Data shown:
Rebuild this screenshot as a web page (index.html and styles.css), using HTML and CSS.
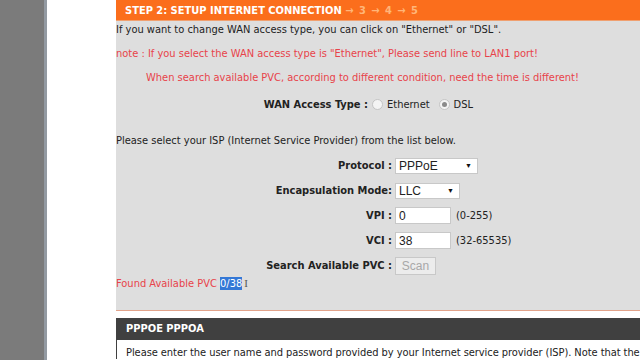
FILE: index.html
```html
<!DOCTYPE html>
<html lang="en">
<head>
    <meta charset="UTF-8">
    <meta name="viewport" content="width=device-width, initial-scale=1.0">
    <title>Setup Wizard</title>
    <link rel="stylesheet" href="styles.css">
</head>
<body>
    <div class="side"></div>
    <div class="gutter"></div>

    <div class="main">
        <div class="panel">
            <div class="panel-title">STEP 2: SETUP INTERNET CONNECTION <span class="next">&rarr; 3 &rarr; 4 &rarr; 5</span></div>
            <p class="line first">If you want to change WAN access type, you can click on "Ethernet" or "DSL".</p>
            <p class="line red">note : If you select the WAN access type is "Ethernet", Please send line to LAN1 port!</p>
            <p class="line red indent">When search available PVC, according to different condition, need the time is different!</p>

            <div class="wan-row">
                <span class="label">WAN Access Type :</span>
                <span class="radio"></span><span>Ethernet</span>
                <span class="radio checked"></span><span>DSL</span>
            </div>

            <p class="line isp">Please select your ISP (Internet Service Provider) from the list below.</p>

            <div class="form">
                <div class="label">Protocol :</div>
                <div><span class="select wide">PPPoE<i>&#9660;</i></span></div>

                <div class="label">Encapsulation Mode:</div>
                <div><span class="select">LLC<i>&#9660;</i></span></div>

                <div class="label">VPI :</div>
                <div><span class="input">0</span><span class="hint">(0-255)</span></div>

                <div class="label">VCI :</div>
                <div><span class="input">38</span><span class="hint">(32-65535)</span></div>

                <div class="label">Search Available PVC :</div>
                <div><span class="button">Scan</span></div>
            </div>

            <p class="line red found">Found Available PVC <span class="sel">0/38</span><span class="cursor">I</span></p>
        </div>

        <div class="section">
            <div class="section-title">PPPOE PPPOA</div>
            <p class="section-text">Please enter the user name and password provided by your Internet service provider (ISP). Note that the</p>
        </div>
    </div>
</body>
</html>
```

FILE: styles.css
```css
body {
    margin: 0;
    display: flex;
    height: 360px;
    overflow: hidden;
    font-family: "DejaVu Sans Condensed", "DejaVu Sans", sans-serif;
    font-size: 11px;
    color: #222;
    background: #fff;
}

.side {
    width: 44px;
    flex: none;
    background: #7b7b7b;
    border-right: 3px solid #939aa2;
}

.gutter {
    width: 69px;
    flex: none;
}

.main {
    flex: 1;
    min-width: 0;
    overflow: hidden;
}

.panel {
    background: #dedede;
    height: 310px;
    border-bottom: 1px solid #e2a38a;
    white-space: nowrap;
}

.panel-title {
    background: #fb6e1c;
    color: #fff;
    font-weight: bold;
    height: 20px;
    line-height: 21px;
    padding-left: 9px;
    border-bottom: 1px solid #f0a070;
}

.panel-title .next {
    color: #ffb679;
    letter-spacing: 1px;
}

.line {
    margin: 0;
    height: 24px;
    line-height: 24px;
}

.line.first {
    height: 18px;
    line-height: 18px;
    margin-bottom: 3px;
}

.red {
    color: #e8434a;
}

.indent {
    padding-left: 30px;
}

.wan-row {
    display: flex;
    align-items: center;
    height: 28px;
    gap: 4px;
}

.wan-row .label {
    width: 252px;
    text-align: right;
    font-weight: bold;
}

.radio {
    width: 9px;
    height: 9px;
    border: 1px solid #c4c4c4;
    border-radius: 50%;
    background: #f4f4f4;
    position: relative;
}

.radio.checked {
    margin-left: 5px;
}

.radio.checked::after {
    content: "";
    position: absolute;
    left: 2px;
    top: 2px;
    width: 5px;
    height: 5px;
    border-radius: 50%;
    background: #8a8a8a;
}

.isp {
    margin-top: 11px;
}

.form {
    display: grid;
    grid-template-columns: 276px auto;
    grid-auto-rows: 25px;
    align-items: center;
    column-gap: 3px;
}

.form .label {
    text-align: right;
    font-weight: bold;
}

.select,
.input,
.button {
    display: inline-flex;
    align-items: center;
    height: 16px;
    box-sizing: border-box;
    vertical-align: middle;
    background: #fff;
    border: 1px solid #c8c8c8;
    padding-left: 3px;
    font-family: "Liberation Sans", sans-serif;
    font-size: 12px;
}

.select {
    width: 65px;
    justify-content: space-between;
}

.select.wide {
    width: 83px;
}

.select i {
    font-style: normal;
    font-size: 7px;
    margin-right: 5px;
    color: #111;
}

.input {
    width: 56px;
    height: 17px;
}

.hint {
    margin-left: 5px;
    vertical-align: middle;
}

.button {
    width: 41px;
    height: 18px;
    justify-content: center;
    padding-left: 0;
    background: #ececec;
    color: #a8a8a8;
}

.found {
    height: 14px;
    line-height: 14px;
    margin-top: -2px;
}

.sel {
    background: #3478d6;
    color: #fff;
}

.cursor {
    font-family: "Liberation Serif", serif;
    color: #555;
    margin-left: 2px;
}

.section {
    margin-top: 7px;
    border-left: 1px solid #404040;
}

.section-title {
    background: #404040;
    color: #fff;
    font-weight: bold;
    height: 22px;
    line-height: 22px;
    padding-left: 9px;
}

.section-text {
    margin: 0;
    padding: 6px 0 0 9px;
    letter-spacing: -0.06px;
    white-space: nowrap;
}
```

Exercise requirements: Repeat verbatim all the material, but not the pictures.

Output:
Rebuild this screenshot as a web page (index.html and styles.css), using HTML and CSS.
FILE: index.html
```html
<!DOCTYPE html>
<html lang="en">
<head>
    <meta charset="UTF-8">
    <meta name="viewport" content="width=device-width, initial-scale=1.0">
    <title>Setup Wizard</title>
    <link rel="stylesheet" href="styles.css">
</head>
<body>
    <div class="side"></div>
    <div class="gutter"></div>

    <div class="main">
        <div class="panel">
            <div class="panel-title">STEP 2: SETUP INTERNET CONNECTION <span class="next">&rarr; 3 &rarr; 4 &rarr; 5</span></div>
            <p class="line first">If you want to change WAN access type, you can click on "Ethernet" or "DSL".</p>
            <p class="line red">note : If you select the WAN access type is "Ethernet", Please send line to LAN1 port!</p>
            <p class="line red indent">When search available PVC, according to different condition, need the time is different!</p>

            <div class="wan-row">
                <span class="label">WAN Access Type :</span>
                <span class="radio"></span><span>Ethernet</span>
                <span class="radio checked"></span><span>DSL</span>
            </div>

            <p class="line isp">Please select your ISP (Internet Service Provider) from the list below.</p>

            <div class="form">
                <div class="label">Protocol :</div>
                <div><span class="select wide">PPPoE<i>&#9660;</i></span></div>

                <div class="label">Encapsulation Mode:</div>
                <div><span class="select">LLC<i>&#9660;</i></span></div>

                <div class="label">VPI :</div>
                <div><span class="input">0</span><span class="hint">(0-255)</span></div>

                <div class="label">VCI :</div>
                <div><span class="input">38</span><span class="hint">(32-65535)</span></div>

                <div class="label">Search Available PVC :</div>
                <div><span class="button">Scan</span></div>
            </div>

            <p class="line red found">Found Available PVC <span class="sel">0/38</span><span class="cursor">I</span></p>
        </div>

        <div class="section">
            <div class="section-title">PPPOE PPPOA</div>
            <p class="section-text">Please enter the user name and password provided by your Internet service provider (ISP). Note that the</p>
        </div>
    </div>
</body>
</html>
```

FILE: styles.css
```css
body {
    margin: 0;
    display: flex;
    height: 360px;
    overflow: hidden;
    font-family: "DejaVu Sans Condensed", "DejaVu Sans", sans-serif;
    font-size: 11px;
    color: #222;
    background: #fff;
}

.side {
    width: 44px;
    flex: none;
    background: #7b7b7b;
    border-right: 3px solid #939aa2;
}

.gutter {
    width: 69px;
    flex: none;
}

.main {
    flex: 1;
    min-width: 0;
    overflow: hidden;
}

.panel {
    background: #dedede;
    height: 310px;
    border-bottom: 1px solid #e2a38a;
    white-space: nowrap;
}

.panel-title {
    background: #fb6e1c;
    color: #fff;
    font-weight: bold;
    height: 20px;
    line-height: 21px;
    padding-left: 9px;
    border-bottom: 1px solid #f0a070;
}

.panel-title .next {
    color: #ffb679;
    letter-spacing: 1px;
}

.line {
    margin: 0;
    height: 24px;
    line-height: 24px;
}

.line.first {
    height: 18px;
    line-height: 18px;
    margin-bottom: 3px;
}

.red {
    color: #e8434a;
}

.indent {
    padding-left: 30px;
}

.wan-row {
    display: flex;
    align-items: center;
    height: 28px;
    gap: 4px;
}

.wan-row .label {
    width: 252px;
    text-align: right;
    font-weight: bold;
}

.radio {
    width: 9px;
    height: 9px;
    border: 1px solid #c4c4c4;
    border-radius: 50%;
    background: #f4f4f4;
    position: relative;
}

.radio.checked {
    margin-left: 5px;
}

.radio.checked::after {
    content: "";
    position: absolute;
    left: 2px;
    top: 2px;
    width: 5px;
    height: 5px;
    border-radius: 50%;
    background: #8a8a8a;
}

.isp {
    margin-top: 11px;
}

.form {
    display: grid;
    grid-template-columns: 276px auto;
    grid-auto-rows: 25px;
    align-items: center;
    column-gap: 3px;
}

.form .label {
    text-align: right;
    font-weight: bold;
}

.select,
.input,
.button {
    display: inline-flex;
    align-items: center;
    height: 16px;
    box-sizing: border-box;
    vertical-align: middle;
    background: #fff;
    border: 1px solid #c8c8c8;
    padding-left: 3px;
    font-family: "Liberation Sans", sans-serif;
    font-size: 12px;
}

.select {
    width: 65px;
    justify-content: space-between;
}

.select.wide {
    width: 83px;
}

.select i {
    font-style: normal;
    font-size: 7px;
    margin-right: 5px;
    color: #111;
}

.input {
    width: 56px;
    height: 17px;
}

.hint {
    margin-left: 5px;
    vertical-align: middle;
}

.button {
    width: 41px;
    height: 18px;
    justify-content: center;
    padding-left: 0;
    background: #ececec;
    color: #a8a8a8;
}

.found {
    height: 14px;
    line-height: 14px;
    margin-top: -2px;
}

.sel {
    background: #3478d6;
    color: #fff;
}

.cursor {
    font-family: "Liberation Serif", serif;
    color: #555;
    margin-left: 2px;
}

.section {
    margin-top: 7px;
    border-left: 1px solid #404040;
}

.section-title {
    background: #404040;
    color: #fff;
    font-weight: bold;
    height: 22px;
    line-height: 22px;
    padding-left: 9px;
}

.section-text {
    margin: 0;
    padding: 6px 0 0 9px;
    letter-spacing: -0.06px;
    white-space: nowrap;
}
```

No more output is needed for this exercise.